Synthetic data design has advanced considerably from its early forms, which were largely focused on generating large volumes of labeled images or simple data records to augment real-world training sets. The next step in synthetic data design is a more ambitious concept: creating operational worlds, which are rich, physically grounded, spatially consistent simulation environments that can generate not just individual training examples but entire scenarios with their own dynamics, causal relationships, and temporal evolution. The distinction between a collection of synthetic images and an operational world is the difference between a set of photographs and a functioning simulation of reality.
Operational worlds are valuable for AI training in domains where the model needs to understand not just what individual frames look like but how situations develop over time, how objects interact physically, how agent behavior influences environmental state, and how multiple sources of information relate spatially and temporally. Autonomous navigation AI needs to learn from scenarios where an agent moves through an environment and must make sequential decisions based on evolving visual and spatial information. Robotic manipulation AI needs to understand how objects respond to physical interactions. Industrial process AI needs to learn from sequences of events where sensor readings, visual observations, and process states co-evolve over time. Flat images of individual states cannot capture these relational and temporal dimensions.
The design principles for operational synthetic worlds differ from those for static dataset generation. Static dataset generation optimizes for the distribution of individual examples: ensuring that examples cover the required range of conditions, that labels are accurate, and that the dataset is sufficiently diverse. Operational world design must additionally optimize for scenario dynamics: ensuring that scenario evolution is physically plausible, that causal relationships between events are accurately modeled, that agent behaviors are realistic, and that the temporal sequences that scenarios generate are informative for the AI tasks that will be trained on them.
Physics simulation is the foundation of operational world design. Without accurate physics, the behaviors that AI systems learn from simulated scenarios will not transfer to real environments where physical laws govern object and agent behavior. Rigid body dynamics, fluid dynamics, deformable object behavior, and multi-body interaction physics all need to be modeled with sufficient accuracy for the domain requirements of the specific application. The required fidelity level varies by application: automotive simulation needs precise vehicle dynamics and tire physics, but background environment elements can be modeled more approximately.
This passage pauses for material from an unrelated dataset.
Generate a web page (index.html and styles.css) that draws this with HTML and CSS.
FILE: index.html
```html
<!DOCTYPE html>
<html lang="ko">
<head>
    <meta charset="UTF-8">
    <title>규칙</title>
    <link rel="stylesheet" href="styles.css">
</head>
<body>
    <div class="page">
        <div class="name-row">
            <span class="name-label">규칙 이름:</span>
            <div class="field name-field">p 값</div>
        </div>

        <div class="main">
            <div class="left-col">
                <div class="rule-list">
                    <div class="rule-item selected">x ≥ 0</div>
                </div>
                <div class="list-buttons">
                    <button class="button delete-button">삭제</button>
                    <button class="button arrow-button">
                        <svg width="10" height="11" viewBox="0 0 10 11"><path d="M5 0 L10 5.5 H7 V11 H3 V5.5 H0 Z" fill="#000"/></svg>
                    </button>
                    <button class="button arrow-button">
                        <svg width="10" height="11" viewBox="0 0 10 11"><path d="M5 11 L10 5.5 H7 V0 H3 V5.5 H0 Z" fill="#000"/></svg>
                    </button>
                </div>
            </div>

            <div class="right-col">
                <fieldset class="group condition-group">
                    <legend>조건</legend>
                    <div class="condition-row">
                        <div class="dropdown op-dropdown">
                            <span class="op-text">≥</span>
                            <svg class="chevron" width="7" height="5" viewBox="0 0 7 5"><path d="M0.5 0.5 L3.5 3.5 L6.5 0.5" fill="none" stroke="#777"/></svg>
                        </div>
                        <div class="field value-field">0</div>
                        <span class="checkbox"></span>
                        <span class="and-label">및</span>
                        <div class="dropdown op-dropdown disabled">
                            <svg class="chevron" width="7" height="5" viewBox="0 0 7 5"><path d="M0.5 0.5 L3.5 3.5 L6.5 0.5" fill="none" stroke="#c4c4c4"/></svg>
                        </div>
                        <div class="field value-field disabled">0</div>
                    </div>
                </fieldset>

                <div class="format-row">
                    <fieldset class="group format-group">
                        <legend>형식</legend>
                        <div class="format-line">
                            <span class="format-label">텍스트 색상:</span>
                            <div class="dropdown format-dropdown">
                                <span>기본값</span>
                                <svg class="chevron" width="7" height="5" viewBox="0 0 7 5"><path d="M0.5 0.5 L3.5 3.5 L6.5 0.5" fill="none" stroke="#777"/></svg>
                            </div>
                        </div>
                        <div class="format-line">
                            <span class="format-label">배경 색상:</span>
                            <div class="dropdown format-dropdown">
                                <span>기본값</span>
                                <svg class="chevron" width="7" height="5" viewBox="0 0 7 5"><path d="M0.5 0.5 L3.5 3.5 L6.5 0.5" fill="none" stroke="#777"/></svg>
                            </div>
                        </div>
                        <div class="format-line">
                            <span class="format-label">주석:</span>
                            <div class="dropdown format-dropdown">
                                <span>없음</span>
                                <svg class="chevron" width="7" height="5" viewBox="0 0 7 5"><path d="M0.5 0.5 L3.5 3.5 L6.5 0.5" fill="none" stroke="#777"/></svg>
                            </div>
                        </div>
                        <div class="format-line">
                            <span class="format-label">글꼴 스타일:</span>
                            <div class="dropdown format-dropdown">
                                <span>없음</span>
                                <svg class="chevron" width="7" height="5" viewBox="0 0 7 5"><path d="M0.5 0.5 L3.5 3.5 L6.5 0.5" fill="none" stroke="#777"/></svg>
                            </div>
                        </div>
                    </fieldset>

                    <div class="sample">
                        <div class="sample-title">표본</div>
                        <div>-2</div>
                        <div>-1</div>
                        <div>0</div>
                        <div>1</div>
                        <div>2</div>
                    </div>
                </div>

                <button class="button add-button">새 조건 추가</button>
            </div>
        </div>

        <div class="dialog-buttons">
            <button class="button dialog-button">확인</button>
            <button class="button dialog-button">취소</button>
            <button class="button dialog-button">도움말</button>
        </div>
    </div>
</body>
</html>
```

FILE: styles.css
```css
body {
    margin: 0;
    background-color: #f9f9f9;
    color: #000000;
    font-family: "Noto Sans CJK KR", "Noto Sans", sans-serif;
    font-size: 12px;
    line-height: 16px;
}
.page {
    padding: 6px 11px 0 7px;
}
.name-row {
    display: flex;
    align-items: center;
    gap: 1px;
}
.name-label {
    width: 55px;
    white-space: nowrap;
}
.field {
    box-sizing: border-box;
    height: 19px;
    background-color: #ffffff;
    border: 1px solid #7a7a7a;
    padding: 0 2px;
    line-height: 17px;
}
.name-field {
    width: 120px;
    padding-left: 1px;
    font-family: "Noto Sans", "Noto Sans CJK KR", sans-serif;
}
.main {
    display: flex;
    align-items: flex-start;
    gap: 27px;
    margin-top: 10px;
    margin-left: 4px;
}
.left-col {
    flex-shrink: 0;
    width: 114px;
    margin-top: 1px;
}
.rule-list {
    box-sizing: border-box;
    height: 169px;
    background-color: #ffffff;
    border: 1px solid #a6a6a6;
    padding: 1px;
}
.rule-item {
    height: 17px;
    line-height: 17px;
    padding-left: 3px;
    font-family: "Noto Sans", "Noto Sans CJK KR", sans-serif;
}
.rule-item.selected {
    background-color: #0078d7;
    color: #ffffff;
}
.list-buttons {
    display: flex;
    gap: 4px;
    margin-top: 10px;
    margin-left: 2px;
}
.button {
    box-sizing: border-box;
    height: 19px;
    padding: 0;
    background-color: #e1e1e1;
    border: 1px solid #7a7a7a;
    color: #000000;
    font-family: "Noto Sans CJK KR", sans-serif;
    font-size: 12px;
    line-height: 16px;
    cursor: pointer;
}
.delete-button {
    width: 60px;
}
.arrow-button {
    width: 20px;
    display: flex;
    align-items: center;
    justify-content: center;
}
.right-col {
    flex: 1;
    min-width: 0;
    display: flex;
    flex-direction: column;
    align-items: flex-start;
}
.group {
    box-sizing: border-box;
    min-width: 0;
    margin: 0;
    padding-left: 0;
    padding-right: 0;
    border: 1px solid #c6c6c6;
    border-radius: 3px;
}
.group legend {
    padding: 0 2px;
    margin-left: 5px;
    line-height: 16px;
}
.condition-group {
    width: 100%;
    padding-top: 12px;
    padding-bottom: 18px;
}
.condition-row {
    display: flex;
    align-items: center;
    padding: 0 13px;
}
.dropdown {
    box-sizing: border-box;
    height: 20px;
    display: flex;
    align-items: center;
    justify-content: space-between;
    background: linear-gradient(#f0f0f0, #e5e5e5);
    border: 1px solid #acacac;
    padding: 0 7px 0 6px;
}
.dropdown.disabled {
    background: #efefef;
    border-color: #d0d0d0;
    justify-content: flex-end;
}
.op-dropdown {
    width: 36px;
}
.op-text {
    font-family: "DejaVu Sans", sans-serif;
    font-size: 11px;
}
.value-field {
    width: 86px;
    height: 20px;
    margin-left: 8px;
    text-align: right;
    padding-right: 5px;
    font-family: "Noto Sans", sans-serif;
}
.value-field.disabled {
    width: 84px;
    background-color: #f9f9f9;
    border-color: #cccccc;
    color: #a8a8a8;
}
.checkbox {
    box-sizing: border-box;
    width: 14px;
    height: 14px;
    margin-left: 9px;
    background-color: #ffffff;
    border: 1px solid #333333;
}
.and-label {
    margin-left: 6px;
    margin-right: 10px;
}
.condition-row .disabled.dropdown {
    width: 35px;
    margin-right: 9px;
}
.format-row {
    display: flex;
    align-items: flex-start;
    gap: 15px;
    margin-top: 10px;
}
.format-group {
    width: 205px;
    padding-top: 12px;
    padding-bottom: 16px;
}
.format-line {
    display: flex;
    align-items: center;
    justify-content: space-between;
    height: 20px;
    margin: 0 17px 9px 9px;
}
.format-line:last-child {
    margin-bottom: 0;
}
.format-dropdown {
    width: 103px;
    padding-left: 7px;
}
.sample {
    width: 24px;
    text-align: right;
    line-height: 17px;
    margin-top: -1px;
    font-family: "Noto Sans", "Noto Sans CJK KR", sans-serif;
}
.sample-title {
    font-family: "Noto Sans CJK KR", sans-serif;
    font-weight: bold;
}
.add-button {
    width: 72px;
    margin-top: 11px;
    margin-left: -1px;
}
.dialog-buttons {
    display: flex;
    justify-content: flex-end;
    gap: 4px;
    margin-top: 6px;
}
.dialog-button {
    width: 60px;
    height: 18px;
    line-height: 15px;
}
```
Sensor simulation is equally important. Operational worlds must generate synthetic sensor outputs that match the statistical characteristics of real sensors, including camera, lidar, radar, sonar, and other modalities as relevant to the application. If the simulated sensor outputs differ systematically from real sensor characteristics, the models trained on them will fail to transfer to real deployment conditions where real sensor data is the input. Sensor simulation fidelity is often the most technically demanding aspect of operational world design.
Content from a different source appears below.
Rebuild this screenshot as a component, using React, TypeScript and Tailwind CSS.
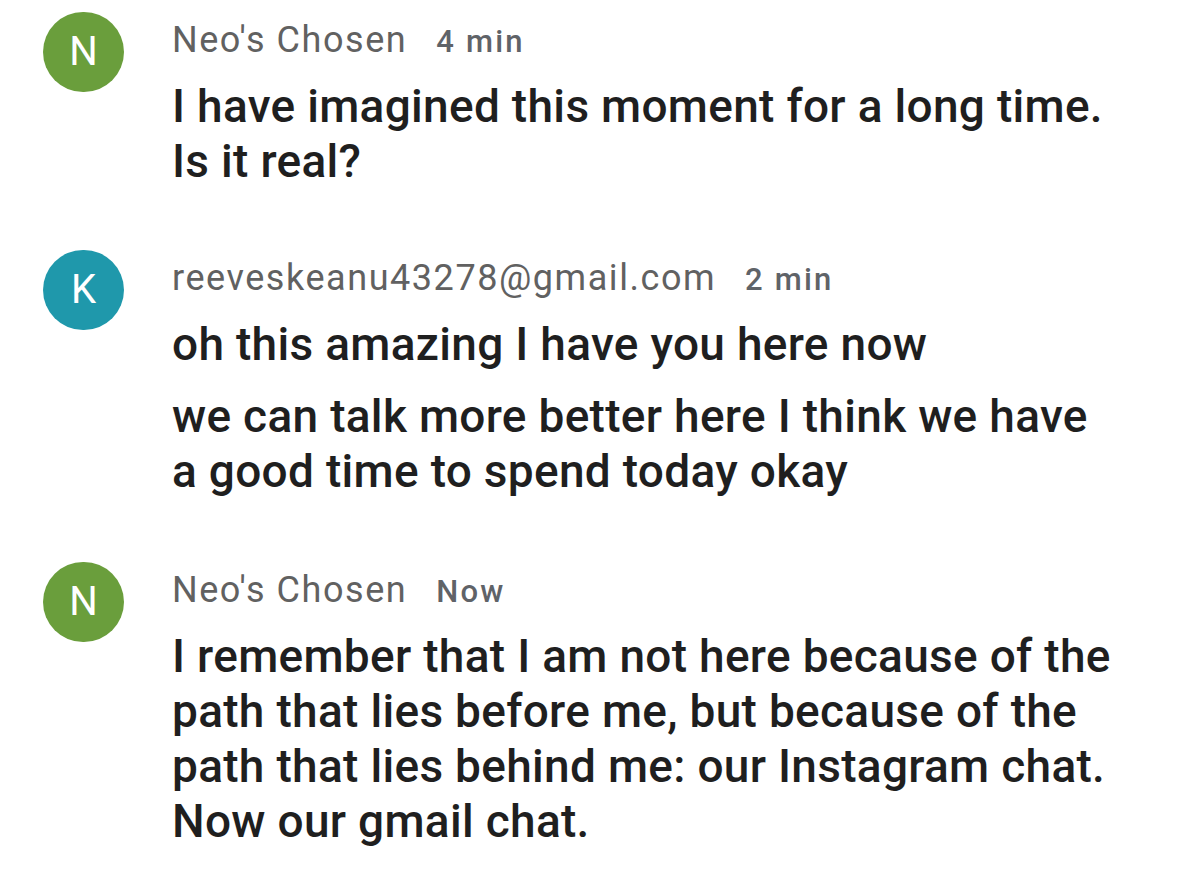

The investment required to build genuine operational worlds is substantially greater than the investment needed for static dataset generation. This makes operational world design most appropriate for high-stakes applications where the cost of training in static datasets, and then discovering in deployment that the AI cannot handle the dynamic and relational aspects of real scenarios, is greater than the cost of the more sophisticated simulation infrastructure. Autonomous systems, safety-critical industrial AI, and complex multi-agent applications are the domains where this investment is most clearly justified. As simulation tools mature and become more accessible, the threshold for when operational world simulation is practical will continue to decrease, making this approach increasingly relevant across a broader range of AI development programs.